One of the key considerations in designing a shooter is engagement distance. This is the distance between the player and their opponents during combat.
Once upon a time (2001), I wrote an arena shooter called Mojotron as a hobby project. It was somewhat similar to Geometry Wars, except that Geometry Wars hadn’t been written yet (I was inspired by Llamatron instead). After I finished it, I worked on a sequel that would take that fast-paced combat and place it into a top-down maze exploration game. Like a combination of Gauntlet and Geometry Wars.
I took the Mojotron combat model, added scrolling and hooked up a random level generator that would produce networks of rooms (DungeonMaker, very cool).
Suddenly the game became noticeably less fun.

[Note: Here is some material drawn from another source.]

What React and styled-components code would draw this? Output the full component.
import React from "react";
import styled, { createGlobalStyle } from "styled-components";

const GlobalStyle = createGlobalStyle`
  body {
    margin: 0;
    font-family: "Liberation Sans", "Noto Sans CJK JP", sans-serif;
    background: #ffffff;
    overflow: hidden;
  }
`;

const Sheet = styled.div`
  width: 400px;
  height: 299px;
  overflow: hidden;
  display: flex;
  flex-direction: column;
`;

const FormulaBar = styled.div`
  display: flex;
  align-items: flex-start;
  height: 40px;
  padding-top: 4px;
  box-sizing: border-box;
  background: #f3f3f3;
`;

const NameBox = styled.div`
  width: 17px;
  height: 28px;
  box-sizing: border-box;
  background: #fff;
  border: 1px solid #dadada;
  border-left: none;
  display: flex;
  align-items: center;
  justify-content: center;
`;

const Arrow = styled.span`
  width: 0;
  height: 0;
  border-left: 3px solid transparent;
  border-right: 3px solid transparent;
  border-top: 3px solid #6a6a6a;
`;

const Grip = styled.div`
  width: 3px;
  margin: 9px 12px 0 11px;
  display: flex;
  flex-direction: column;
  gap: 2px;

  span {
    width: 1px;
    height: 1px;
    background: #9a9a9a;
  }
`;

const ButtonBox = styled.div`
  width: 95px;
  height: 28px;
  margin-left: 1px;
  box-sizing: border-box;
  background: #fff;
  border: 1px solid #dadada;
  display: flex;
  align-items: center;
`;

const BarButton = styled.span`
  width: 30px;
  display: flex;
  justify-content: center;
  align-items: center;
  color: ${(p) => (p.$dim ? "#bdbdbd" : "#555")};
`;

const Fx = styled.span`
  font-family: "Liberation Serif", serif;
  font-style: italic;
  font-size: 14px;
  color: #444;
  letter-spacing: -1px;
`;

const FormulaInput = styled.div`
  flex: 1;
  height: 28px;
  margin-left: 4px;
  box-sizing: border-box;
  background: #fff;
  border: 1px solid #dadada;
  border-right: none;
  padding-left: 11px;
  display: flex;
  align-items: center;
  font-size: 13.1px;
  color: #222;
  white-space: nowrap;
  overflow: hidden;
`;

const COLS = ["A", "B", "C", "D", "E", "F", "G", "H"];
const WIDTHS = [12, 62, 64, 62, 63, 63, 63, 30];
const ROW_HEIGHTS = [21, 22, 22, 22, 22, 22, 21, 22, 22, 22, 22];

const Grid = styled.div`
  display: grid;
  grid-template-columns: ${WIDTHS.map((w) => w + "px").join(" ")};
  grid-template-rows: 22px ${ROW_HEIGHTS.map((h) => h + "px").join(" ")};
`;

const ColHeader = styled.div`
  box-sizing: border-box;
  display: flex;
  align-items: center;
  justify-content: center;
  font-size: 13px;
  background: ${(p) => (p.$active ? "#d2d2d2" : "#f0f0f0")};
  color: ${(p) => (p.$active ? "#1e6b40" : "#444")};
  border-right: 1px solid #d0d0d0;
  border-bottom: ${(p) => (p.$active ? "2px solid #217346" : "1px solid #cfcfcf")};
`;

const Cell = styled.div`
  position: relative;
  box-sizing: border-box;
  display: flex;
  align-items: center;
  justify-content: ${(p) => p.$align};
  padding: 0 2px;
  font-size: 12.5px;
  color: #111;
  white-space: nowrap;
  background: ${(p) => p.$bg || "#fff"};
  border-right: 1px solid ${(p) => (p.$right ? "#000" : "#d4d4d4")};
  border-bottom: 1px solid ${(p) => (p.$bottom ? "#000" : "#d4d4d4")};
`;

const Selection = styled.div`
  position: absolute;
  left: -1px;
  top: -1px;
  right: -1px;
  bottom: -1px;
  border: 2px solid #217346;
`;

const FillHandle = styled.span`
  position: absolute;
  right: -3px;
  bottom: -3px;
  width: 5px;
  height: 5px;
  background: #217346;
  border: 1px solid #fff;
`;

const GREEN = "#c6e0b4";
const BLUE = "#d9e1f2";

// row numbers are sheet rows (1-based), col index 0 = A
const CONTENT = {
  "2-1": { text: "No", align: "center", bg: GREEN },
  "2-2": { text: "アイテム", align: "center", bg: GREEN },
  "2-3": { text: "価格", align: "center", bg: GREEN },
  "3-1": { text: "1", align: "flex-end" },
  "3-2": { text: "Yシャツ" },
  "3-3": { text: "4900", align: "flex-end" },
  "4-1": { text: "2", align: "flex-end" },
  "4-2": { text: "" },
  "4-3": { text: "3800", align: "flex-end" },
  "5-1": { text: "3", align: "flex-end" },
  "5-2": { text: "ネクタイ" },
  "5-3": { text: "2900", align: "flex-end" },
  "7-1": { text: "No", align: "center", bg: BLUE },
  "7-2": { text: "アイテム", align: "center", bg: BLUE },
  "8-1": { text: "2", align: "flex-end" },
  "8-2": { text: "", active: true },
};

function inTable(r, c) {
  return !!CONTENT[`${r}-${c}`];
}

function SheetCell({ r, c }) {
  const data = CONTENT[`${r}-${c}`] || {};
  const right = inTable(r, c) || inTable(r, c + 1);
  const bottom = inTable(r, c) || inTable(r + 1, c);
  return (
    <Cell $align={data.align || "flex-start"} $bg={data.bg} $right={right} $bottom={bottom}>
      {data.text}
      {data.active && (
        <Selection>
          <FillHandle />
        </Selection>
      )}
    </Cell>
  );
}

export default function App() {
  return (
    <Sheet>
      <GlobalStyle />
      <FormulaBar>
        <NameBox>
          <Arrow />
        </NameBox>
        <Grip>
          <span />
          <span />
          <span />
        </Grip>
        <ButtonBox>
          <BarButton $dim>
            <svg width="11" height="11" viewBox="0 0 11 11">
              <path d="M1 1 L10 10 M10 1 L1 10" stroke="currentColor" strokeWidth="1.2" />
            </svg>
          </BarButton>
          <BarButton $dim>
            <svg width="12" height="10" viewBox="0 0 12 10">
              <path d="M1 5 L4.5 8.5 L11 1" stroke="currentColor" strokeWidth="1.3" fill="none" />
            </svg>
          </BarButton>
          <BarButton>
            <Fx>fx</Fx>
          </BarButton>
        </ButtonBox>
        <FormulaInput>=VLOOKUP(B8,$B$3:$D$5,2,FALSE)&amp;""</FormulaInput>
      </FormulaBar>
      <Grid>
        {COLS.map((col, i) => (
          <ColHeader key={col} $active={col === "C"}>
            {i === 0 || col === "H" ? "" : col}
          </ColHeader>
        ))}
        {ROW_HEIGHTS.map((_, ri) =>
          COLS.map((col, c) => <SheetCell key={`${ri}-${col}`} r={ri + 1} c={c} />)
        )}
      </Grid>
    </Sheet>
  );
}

Monsters would shoot you from offscreen. Weapons that were appropriate for short ranges became frustrating to use against distant targets. Fast melee monsters that were easy to react to became very difficult if you were unknowingly scrolling toward them. In some situations, monsters were totally non-threatening, because they were too slow and too distant. The difficulty became very inconsistent.

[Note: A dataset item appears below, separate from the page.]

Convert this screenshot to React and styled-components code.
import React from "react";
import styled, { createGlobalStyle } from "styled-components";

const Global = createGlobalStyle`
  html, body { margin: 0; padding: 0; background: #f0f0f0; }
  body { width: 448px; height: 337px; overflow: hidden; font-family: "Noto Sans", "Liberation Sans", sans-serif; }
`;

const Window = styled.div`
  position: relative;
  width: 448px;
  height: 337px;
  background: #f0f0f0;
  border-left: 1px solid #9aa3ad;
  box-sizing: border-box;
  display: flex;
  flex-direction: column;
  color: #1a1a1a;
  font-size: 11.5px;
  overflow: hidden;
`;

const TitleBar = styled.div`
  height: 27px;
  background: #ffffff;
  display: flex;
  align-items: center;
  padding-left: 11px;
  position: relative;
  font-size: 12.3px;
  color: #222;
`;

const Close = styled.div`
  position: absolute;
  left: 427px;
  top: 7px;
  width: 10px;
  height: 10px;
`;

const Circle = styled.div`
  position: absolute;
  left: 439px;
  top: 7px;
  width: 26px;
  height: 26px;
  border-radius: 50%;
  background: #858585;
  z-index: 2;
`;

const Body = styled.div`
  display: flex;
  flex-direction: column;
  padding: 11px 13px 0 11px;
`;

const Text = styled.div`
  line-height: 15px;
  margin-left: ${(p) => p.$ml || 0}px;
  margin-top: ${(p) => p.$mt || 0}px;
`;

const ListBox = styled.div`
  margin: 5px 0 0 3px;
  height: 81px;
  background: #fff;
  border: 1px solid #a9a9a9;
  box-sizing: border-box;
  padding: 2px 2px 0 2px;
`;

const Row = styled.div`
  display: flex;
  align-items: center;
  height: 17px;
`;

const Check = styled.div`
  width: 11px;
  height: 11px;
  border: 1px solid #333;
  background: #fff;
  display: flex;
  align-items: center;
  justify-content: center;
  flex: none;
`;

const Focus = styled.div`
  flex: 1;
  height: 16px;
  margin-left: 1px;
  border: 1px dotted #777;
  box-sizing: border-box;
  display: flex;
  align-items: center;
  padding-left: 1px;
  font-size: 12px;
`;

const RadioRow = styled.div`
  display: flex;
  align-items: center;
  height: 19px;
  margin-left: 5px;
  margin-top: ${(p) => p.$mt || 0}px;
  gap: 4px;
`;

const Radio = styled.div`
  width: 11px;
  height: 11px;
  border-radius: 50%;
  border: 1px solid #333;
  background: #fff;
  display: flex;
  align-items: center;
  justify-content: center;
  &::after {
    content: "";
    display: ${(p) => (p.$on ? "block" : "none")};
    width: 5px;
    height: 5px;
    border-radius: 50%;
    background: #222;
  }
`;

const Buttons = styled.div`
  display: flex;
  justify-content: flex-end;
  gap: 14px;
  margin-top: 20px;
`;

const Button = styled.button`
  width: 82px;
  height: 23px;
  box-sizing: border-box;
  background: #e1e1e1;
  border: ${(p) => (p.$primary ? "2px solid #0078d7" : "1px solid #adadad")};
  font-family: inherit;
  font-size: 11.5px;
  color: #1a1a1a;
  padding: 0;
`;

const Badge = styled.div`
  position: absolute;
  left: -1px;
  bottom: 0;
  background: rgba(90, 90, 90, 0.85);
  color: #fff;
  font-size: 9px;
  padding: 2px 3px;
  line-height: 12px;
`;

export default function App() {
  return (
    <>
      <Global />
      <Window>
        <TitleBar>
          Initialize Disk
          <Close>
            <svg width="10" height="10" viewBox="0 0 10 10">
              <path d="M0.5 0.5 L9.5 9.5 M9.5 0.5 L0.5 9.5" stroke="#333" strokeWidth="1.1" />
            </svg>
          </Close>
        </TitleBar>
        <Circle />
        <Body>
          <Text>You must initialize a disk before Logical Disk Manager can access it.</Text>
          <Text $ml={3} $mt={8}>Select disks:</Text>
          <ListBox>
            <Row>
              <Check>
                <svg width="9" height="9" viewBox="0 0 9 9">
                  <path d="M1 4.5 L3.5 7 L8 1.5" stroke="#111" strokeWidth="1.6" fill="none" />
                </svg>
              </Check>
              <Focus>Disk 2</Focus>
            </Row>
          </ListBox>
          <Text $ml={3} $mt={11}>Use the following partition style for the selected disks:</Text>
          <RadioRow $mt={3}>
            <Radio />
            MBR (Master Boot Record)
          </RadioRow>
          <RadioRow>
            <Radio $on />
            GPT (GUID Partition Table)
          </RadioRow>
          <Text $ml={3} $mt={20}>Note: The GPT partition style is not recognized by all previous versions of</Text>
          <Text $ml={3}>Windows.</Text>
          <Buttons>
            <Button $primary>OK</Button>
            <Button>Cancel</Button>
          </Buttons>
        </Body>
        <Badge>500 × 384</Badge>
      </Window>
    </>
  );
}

The old single-screen arena had an important property: it put an upper limit on the distance to the opponents. The engagement distance varied from extremely short ranges (those claustrophobic moments when the player is hemmed in by monsters), up to the dimensions of the screen. By having a rough idea of the distance of the monsters, I was able to easily tune monster speeds so that they gave the player a challenging, but not excessive reaction time test. I was able to tune the speed of the player’s bullets so that they didn’t require the player to lead monsters by insane amounts.
When scrolling levels went in, all of that object speed tuning went out the window.
The most extreme examples of controlling engagement distance are the old 2D forced-scroll shmups (R-Type, 1942, Raptor and so on). Every time an enemy emerges into the screen a quick-draw gunfight starts between the player and the enemy. Neither gets to open fire before the other, the range and the timing are perfectly matched.
Imagine what a shmup would be like without this restriction. Bullets from all the enemies in the level would rain down on the player, and the player would spend most of their time killing enemies that aren’t even visible.
I could’ve applied that to my shooter, freeze everything that’s outside the screen but it seemed cheap, and at the time I didn’t understand what a central design decision it was.
In a modern 3D shooter, the situation is quite different because line-of-sight and facing direction play a key role in visibility. The level designer helps determine the engagement distance by placing walls.
You might imagine that this solves the problem, but amazingly, there was a 3D shooter called Chrome which managed to make the same mistakes my hobby game did. It had very open outdoor levels and no upper limit on how far enemy troops could see. This resulted in every confrontation turning into a sniper battle at extreme distance. This mightn’t have been a total disaster (Far Cry pulled it off), but the weapons frequently weren’t accurate enough to hit things at that range. In the end, it totally destroyed the gameplay.
Shooter designers need to decide on what the ideal distances are for combat. This influences the design of weapons, levels, cameras and movement speeds.